Por isso, defendemos a revolução que o povo chileno está fazendo como exemplo. É com o povo nas ruas que teremos força para realizar as mudanças na profundidade que queremos em nosso país. Não é através de eleições controladas pelo poder econômico como as que temos aqui a cada dois anos que vamos alcançar essas mudanças, isso a experiência já demonstrou. Tampouco o governo que precisamos pode funcionar através destas instituições corrompidas e subordinadas aos donos do dinheiro como temos hoje. Precisamos de um governo dos operários e do povo pobre, que governe o país através de conselhos populares, onde seja o povo trabalhador, diretamente representado nestes conselhos, que decida tudo que deve ser feito, pois só um governo desta natureza pode garantir as mudanças que tanto necessitamos.

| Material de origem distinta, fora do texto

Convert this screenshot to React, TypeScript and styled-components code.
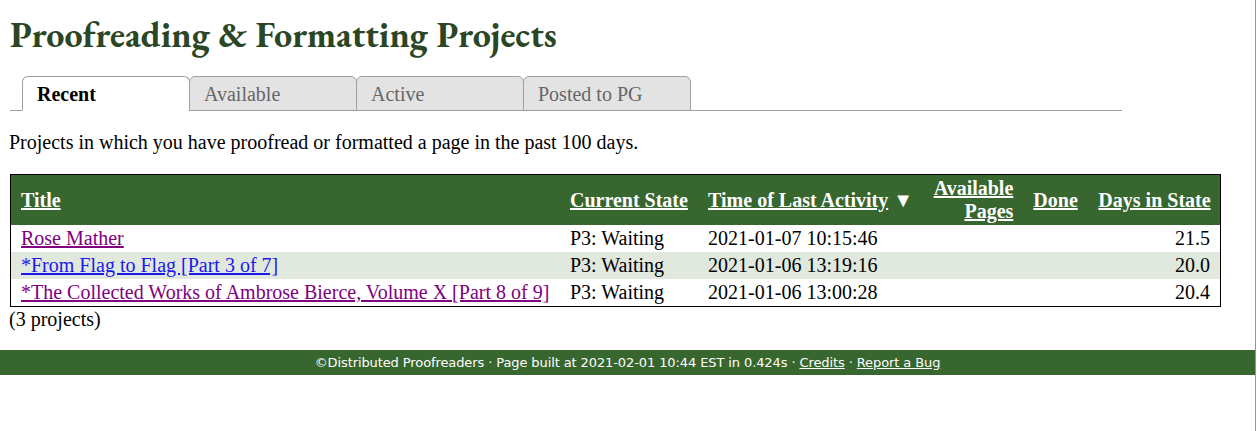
import React from 'react';
import styled, { createGlobalStyle } from 'styled-components';

const GlobalStyle = createGlobalStyle`
  html, body {
    margin: 0;
    padding: 0;
    background: #fff;
  }
  body {
    font-family: "Liberation Serif", "Times New Roman", serif;
    font-size: 20px;
    color: #000;
  }
`;

const Frame = styled.div`
  width: 1256px;
  min-height: 100vh;
  border-right: 1px solid #8b97a3;
  box-sizing: border-box;
  display: flex;
  flex-direction: column;
`;

const Main = styled.main`
  padding: 0 10px;
`;

const Heading = styled.h1`
  margin: 12px 0 18px;
  font-family: "EB Garamond", "Liberation Serif", serif;
  font-size: 36px;
  line-height: 46px;
  font-weight: bold;
  color: #2b4624;
`;

const TabBar = styled.ul`
  display: flex;
  list-style: none;
  margin: 0;
  padding: 0 0 0 12px;
  width: 1100px;
  border-bottom: 1px solid #a0a0a0;
`;

const Tab = styled.li<{ $active?: boolean }>`
  width: 168px;
  height: 35px;
  box-sizing: border-box;
  margin-bottom: -1px;
  padding: 6px 0 0 14px;
  border: 1px solid #a0a0a0;
  border-bottom-color: ${(p) => (p.$active ? '#fff' : '#a0a0a0')};
  border-radius: 6px 6px 0 0;
  background: ${(p) => (p.$active ? '#fff' : '#e3e3e3')};
  color: ${(p) => (p.$active ? '#000' : '#666')};
  font-weight: ${(p) => (p.$active ? 'bold' : 'normal')};
  & + & {
    margin-left: -1px;
  }
`;

const Intro = styled.p`
  margin: 20px 0 20px -1px;
`;

const Table = styled.table`
  width: 1211px;
  border-collapse: collapse;
  table-layout: fixed;
  border: 1px solid #000;
`;

const HeadCell = styled.th<{ $w: number; $right?: boolean }>`
  width: ${(p) => p.$w}px;
  box-sizing: border-box;
  background: #38662f;
  color: #fff;
  padding: 2px 10px;
  text-align: ${(p) => (p.$right ? 'right' : 'left')};
  vertical-align: middle;
  font-weight: bold;
  line-height: 23px;
  white-space: nowrap;
`;

const HeadLink = styled.a`
  color: #fff;
  text-decoration: underline;
`;

const Row = styled.tr<{ $shade?: boolean }>`
  background: ${(p) => (p.$shade ? '#e1e8de' : '#fff')};
`;

const Cell = styled.td<{ $right?: boolean }>`
  padding: 2px 10px;
  line-height: 23px;
  white-space: nowrap;
  text-align: ${(p) => (p.$right ? 'right' : 'left')};
`;

const TitleLink = styled.a<{ $visited?: boolean }>`
  color: ${(p) => (p.$visited ? '#800080' : '#1a1aee')};
  text-decoration: underline;
`;

const Count = styled.div`
  margin: 1px 0 0 -1px;
`;

const Footer = styled.footer`
  margin-top: 19px;
  height: 25px;
  background: #38662f;
  color: #fff;
  font-family: "DejaVu Sans", Tahoma, sans-serif;
  font-size: 13px;
  letter-spacing: -0.1px;
  display: flex;
  align-items: center;
  justify-content: center;
`;

const FooterLink = styled.a`
  color: #fff;
  text-decoration: underline;
`;

const projects = [
  { title: 'Rose Mather', visited: true, state: 'P3: Waiting', time: '2021-01-07 10:15:46', days: '21.5' },
  { title: '*From Flag to Flag [Part 3 of 7]', visited: false, state: 'P3: Waiting', time: '2021-01-06 13:19:16', days: '20.0' },
  {
    title: '*The Collected Works of Ambrose Bierce, Volume X [Part 8 of 9]',
    visited: true,
    state: 'P3: Waiting',
    time: '2021-01-06 13:00:28',
    days: '20.4',
  },
];

export default function App() {
  return (
    <Frame>
      <GlobalStyle />
      <Main>
        <Heading>Proofreading &amp; Formatting Projects</Heading>
        <TabBar>
          <Tab $active>Recent</Tab>
          <Tab>Available</Tab>
          <Tab>Active</Tab>
          <Tab>Posted to PG</Tab>
        </TabBar>
        <Intro>Projects in which you have proofread or formatted a page in the past 100 days.</Intro>
        <Table>
          <thead>
            <tr>
              <HeadCell $w={549}><HeadLink href="#">Title</HeadLink></HeadCell>
              <HeadCell $w={138}><HeadLink href="#">Current State</HeadLink></HeadCell>
              <HeadCell $w={224}><HeadLink href="#">Time of Last Activity</HeadLink> ▼</HeadCell>
              <HeadCell $w={101} $right><HeadLink href="#">Available<br />Pages</HeadLink></HeadCell>
              <HeadCell $w={65}><HeadLink href="#">Done</HeadLink></HeadCell>
              <HeadCell $w={132}><HeadLink href="#">Days in State</HeadLink></HeadCell>
            </tr>
          </thead>
          <tbody>
            {projects.map((p, i) => (
              <Row key={p.title} $shade={i % 2 === 1}>
                <Cell><TitleLink href="#" $visited={p.visited}>{p.title}</TitleLink></Cell>
                <Cell>{p.state}</Cell>
                <Cell>{p.time}</Cell>
                <Cell $right></Cell>
                <Cell $right></Cell>
                <Cell $right>{p.days}</Cell>
              </Row>
            ))}
          </tbody>
        </Table>
        <Count>(3 projects)</Count>
      </Main>
      <Footer>
        ©Distributed Proofreaders · Page built at 2021-02-01 10:44 EST in 0.424s ·&nbsp;
        <FooterLink href="#">Credits</FooterLink>&nbsp;·&nbsp;<FooterLink href="#">Report a Bug</FooterLink>
      </Footer>
    </Frame>
  );
}
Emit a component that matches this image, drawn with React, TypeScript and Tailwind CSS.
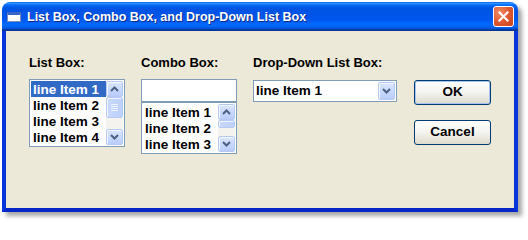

É nisso que o PSTU acredita e é isso que defendemos. E é por essa razão que não participaremos nem, apoiaremos a frente ampla eleitoral do PT e seus aliados. A alternativa política que nossa classe precisa para mudar o país não pode ser construída junto com estes setores. Precisa ser construída contra eles. Ou o PT mudou, e vai romper sua aliança com os empresários e banqueiros? Vai defender a suspensão do pagamento da dívida pública e estatizar os bancos? Parar as privatizações e reestatizar o que já foi entregue? Nacionalizar a terra, acabando com o controle das transnacionais do Agronegócio sobre ela?
Não se trata de um capricho do nosso partido. É que, sem, isso, qualquer governo que assuma vai continuar massacrando o nosso povo e destruindo nosso país para garantir o lucro de banqueiros e grandes empresários.